• **AIM**
Identify the lines that include the word "table", then copy all of them.

• **COLLECTED DATA**
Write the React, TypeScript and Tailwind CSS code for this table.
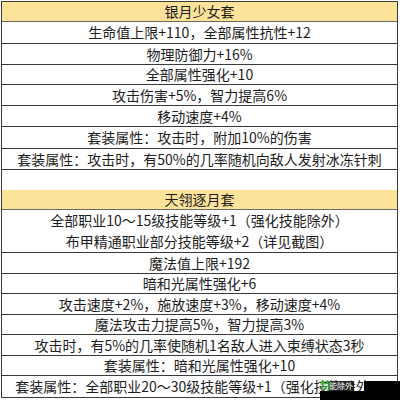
const rows: { text: string[]; h: string; kind?: 'head' | 'blank' }[] = [
  { text: ['银月少女套'], h: 'h-[20px]', kind: 'head' },
  { text: ['生命值上限+110，全部属性抗性+12'], h: 'h-[22px]' },
  { text: ['物理防御力+16%'], h: 'h-[21px]' },
  { text: ['全部属性强化+10'], h: 'h-[20px]' },
  { text: ['攻击伤害+5%，智力提高6%'], h: 'h-[21px]' },
  { text: ['移动速度+4%'], h: 'h-[21px]' },
  { text: ['套装属性：攻击时，附加10%的伤害'], h: 'h-[22px]' },
  { text: ['套装属性：攻击时，有50%的几率随机向敌人发射冰冻针刺'], h: 'h-[21px]' },
  { text: [], h: 'h-[20px]', kind: 'blank' },
  { text: ['天翎逐月套'], h: 'h-[20px]', kind: 'head' },
  { text: ['全部职业10～15级技能等级+1（强化技能除外）', '布甲精通职业部分技能等级+2（详见截图）'], h: 'h-[43px]' },
  { text: ['魔法值上限+192'], h: 'h-[21px]' },
  { text: ['暗和光属性强化+6'], h: 'h-[20px]' },
  { text: ['攻击速度+2%，施放速度+3%，移动速度+4%'], h: 'h-[21px]' },
  { text: ['魔法攻击力提高5%，智力提高3%'], h: 'h-[20px]' },
  { text: ['攻击时，有5%的几率使随机1名敌人进入束缚状态3秒'], h: 'h-[21px]' },
  { text: ['套装属性：暗和光属性强化+10'], h: 'h-[20px]' },
  { text: ['套装属性：全部职业20～30级技能等级+1（强化技能除外）'], h: 'h-[22px]' },
]

export default function App() {
  return (
    <div
      className="relative w-[400px] h-[400px] bg-white overflow-hidden text-[14px] text-[#1c1c1c]"
      style={{ fontFamily: '"Noto Sans CJK SC", "Noto Sans", sans-serif' }}
    >
      {/* table */}
      <div className="ml-px mt-px w-[397px] border-t border-l border-r border-[#3a3a3a]">
        {rows.map((r, i) => (
          <div
            key={i}
            className={
              r.h +
              ' flex flex-col items-center justify-center leading-[21px] ' +
              (r.kind === 'head'
                ? 'bg-[#fde39a] border-b border-[#6a6a6a]'
                : r.kind === 'blank'
                ? ''
                : 'border-b border-[#3a3a3a]')
            }
          >
            {r.text.map((t, j) => (
              <span key={j} className="whitespace-nowrap">{t}</span>
            ))}
          </div>
        ))}
      </div>

      {/* watermark */}
      <div className="absolute left-[320px] top-[391px] w-[80px] h-[9px] bg-black" />
      <div className="absolute left-[364px] top-[381px] w-[36px] h-[19px] bg-black" />
      <div className="absolute left-[328px] top-[381px] h-[10px] px-px bg-[#222] text-[8px] leading-[10px] text-white whitespace-nowrap">能除外</div>
      <div className="absolute left-[320px] top-[379px] text-[11px] leading-[12px] font-bold text-[#3fa535]">特</div>
    </div>
  )
}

• **THE SOLUTION**
Write the React, TypeScript and Tailwind CSS code for this table.
      {/* table */}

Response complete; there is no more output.